[DATASET EXTRACT start]

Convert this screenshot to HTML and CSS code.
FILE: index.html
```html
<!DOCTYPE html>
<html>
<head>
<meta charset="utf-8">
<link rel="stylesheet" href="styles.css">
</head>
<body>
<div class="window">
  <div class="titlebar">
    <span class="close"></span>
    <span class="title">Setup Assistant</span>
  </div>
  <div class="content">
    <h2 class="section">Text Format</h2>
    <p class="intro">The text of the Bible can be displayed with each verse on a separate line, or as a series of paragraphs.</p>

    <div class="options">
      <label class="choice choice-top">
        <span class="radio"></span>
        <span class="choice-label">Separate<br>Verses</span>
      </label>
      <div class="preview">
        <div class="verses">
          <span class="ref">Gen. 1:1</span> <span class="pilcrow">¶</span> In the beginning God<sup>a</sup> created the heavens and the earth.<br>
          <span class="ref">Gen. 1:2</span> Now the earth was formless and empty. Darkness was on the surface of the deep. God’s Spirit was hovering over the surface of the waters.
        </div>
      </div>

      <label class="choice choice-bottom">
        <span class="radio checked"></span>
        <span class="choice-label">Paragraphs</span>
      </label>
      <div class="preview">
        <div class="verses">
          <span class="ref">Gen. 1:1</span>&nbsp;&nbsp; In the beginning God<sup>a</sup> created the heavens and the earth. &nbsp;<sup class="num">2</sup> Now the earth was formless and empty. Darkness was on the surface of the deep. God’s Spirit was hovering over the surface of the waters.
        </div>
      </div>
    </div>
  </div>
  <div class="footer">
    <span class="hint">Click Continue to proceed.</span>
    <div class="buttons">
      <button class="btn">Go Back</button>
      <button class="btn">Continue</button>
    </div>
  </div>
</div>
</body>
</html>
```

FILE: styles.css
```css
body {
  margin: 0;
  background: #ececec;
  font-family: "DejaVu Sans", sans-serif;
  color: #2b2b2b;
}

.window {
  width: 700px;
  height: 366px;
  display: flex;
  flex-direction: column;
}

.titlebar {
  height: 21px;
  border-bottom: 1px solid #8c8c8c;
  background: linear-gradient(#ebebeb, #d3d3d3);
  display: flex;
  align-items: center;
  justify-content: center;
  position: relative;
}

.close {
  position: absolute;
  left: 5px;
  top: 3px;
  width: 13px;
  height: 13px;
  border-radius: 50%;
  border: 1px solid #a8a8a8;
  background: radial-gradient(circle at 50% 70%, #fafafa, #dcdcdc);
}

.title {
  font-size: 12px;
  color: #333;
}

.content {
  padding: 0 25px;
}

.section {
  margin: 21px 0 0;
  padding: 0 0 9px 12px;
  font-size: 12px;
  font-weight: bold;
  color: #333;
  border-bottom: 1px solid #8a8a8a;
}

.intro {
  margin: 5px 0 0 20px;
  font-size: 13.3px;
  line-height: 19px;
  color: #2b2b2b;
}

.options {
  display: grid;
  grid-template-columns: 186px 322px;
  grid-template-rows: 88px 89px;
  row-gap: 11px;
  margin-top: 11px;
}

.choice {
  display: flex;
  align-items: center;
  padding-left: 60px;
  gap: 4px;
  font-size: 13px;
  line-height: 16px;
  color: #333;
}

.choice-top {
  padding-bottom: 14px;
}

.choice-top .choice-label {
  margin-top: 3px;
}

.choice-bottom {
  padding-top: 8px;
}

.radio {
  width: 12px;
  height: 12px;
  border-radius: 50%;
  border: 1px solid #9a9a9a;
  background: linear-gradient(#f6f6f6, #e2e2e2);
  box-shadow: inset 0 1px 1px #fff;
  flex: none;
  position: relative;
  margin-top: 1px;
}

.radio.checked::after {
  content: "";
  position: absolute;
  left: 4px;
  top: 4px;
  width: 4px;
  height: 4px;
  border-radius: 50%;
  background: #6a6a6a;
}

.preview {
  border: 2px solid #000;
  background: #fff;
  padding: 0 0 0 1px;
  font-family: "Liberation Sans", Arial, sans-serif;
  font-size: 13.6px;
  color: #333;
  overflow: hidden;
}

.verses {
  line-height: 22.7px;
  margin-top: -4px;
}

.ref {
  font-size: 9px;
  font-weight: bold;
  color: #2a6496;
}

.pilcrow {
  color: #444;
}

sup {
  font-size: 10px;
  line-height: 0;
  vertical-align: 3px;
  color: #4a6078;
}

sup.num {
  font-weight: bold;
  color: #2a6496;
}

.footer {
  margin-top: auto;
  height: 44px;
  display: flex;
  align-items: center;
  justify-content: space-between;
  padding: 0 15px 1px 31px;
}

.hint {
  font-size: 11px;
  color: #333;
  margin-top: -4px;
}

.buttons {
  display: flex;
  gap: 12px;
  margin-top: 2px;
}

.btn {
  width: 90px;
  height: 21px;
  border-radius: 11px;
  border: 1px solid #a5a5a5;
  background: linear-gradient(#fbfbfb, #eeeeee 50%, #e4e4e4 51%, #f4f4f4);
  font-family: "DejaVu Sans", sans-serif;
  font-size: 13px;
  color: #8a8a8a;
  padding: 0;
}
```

[DATASET EXTRACT end]

THE REQUEST:
Could you quote the material above in full, exactly as it stands?

FINAL RESULT:
Convert this screenshot to HTML and CSS code.
FILE: index.html
```html
<!DOCTYPE html>
<html>
<head>
<meta charset="utf-8">
<link rel="stylesheet" href="styles.css">
</head>
<body>
<div class="window">
  <div class="titlebar">
    <span class="close"></span>
    <span class="title">Setup Assistant</span>
  </div>
  <div class="content">
    <h2 class="section">Text Format</h2>
    <p class="intro">The text of the Bible can be displayed with each verse on a separate line, or as a series of paragraphs.</p>

    <div class="options">
      <label class="choice choice-top">
        <span class="radio"></span>
        <span class="choice-label">Separate<br>Verses</span>
      </label>
      <div class="preview">
        <div class="verses">
          <span class="ref">Gen. 1:1</span> <span class="pilcrow">¶</span> In the beginning God<sup>a</sup> created the heavens and the earth.<br>
          <span class="ref">Gen. 1:2</span> Now the earth was formless and empty. Darkness was on the surface of the deep. God’s Spirit was hovering over the surface of the waters.
        </div>
      </div>

      <label class="choice choice-bottom">
        <span class="radio checked"></span>
        <span class="choice-label">Paragraphs</span>
      </label>
      <div class="preview">
        <div class="verses">
          <span class="ref">Gen. 1:1</span>&nbsp;&nbsp; In the beginning God<sup>a</sup> created the heavens and the earth. &nbsp;<sup class="num">2</sup> Now the earth was formless and empty. Darkness was on the surface of the deep. God’s Spirit was hovering over the surface of the waters.
        </div>
      </div>
    </div>
  </div>
  <div class="footer">
    <span class="hint">Click Continue to proceed.</span>
    <div class="buttons">
      <button class="btn">Go Back</button>
      <button class="btn">Continue</button>
    </div>
  </div>
</div>
</body>
</html>
```

FILE: styles.css
```css
body {
  margin: 0;
  background: #ececec;
  font-family: "DejaVu Sans", sans-serif;
  color: #2b2b2b;
}

.window {
  width: 700px;
  height: 366px;
  display: flex;
  flex-direction: column;
}

.titlebar {
  height: 21px;
  border-bottom: 1px solid #8c8c8c;
  background: linear-gradient(#ebebeb, #d3d3d3);
  display: flex;
  align-items: center;
  justify-content: center;
  position: relative;
}

.close {
  position: absolute;
  left: 5px;
  top: 3px;
  width: 13px;
  height: 13px;
  border-radius: 50%;
  border: 1px solid #a8a8a8;
  background: radial-gradient(circle at 50% 70%, #fafafa, #dcdcdc);
}

.title {
  font-size: 12px;
  color: #333;
}

.content {
  padding: 0 25px;
}

.section {
  margin: 21px 0 0;
  padding: 0 0 9px 12px;
  font-size: 12px;
  font-weight: bold;
  color: #333;
  border-bottom: 1px solid #8a8a8a;
}

.intro {
  margin: 5px 0 0 20px;
  font-size: 13.3px;
  line-height: 19px;
  color: #2b2b2b;
}

.options {
  display: grid;
  grid-template-columns: 186px 322px;
  grid-template-rows: 88px 89px;
  row-gap: 11px;
  margin-top: 11px;
}

.choice {
  display: flex;
  align-items: center;
  padding-left: 60px;
  gap: 4px;
  font-size: 13px;
  line-height: 16px;
  color: #333;
}

.choice-top {
  padding-bottom: 14px;
}

.choice-top .choice-label {
  margin-top: 3px;
}

.choice-bottom {
  padding-top: 8px;
}

.radio {
  width: 12px;
  height: 12px;
  border-radius: 50%;
  border: 1px solid #9a9a9a;
  background: linear-gradient(#f6f6f6, #e2e2e2);
  box-shadow: inset 0 1px 1px #fff;
  flex: none;
  position: relative;
  margin-top: 1px;
}

.radio.checked::after {
  content: "";
  position: absolute;
  left: 4px;
  top: 4px;
  width: 4px;
  height: 4px;
  border-radius: 50%;
  background: #6a6a6a;
}

.preview {
  border: 2px solid #000;
  background: #fff;
  padding: 0 0 0 1px;
  font-family: "Liberation Sans", Arial, sans-serif;
  font-size: 13.6px;
  color: #333;
  overflow: hidden;
}

.verses {
  line-height: 22.7px;
  margin-top: -4px;
}

.ref {
  font-size: 9px;
  font-weight: bold;
  color: #2a6496;
}

.pilcrow {
  color: #444;
}

sup {
  font-size: 10px;
  line-height: 0;
  vertical-align: 3px;
  color: #4a6078;
}

sup.num {
  font-weight: bold;
  color: #2a6496;
}

.footer {
  margin-top: auto;
  height: 44px;
  display: flex;
  align-items: center;
  justify-content: space-between;
  padding: 0 15px 1px 31px;
}

.hint {
  font-size: 11px;
  color: #333;
  margin-top: -4px;
}

.buttons {
  display: flex;
  gap: 12px;
  margin-top: 2px;
}

.btn {
  width: 90px;
  height: 21px;
  border-radius: 11px;
  border: 1px solid #a5a5a5;
  background: linear-gradient(#fbfbfb, #eeeeee 50%, #e4e4e4 51%, #f4f4f4);
  font-family: "DejaVu Sans", sans-serif;
  font-size: 13px;
  color: #8a8a8a;
  padding: 0;
}
```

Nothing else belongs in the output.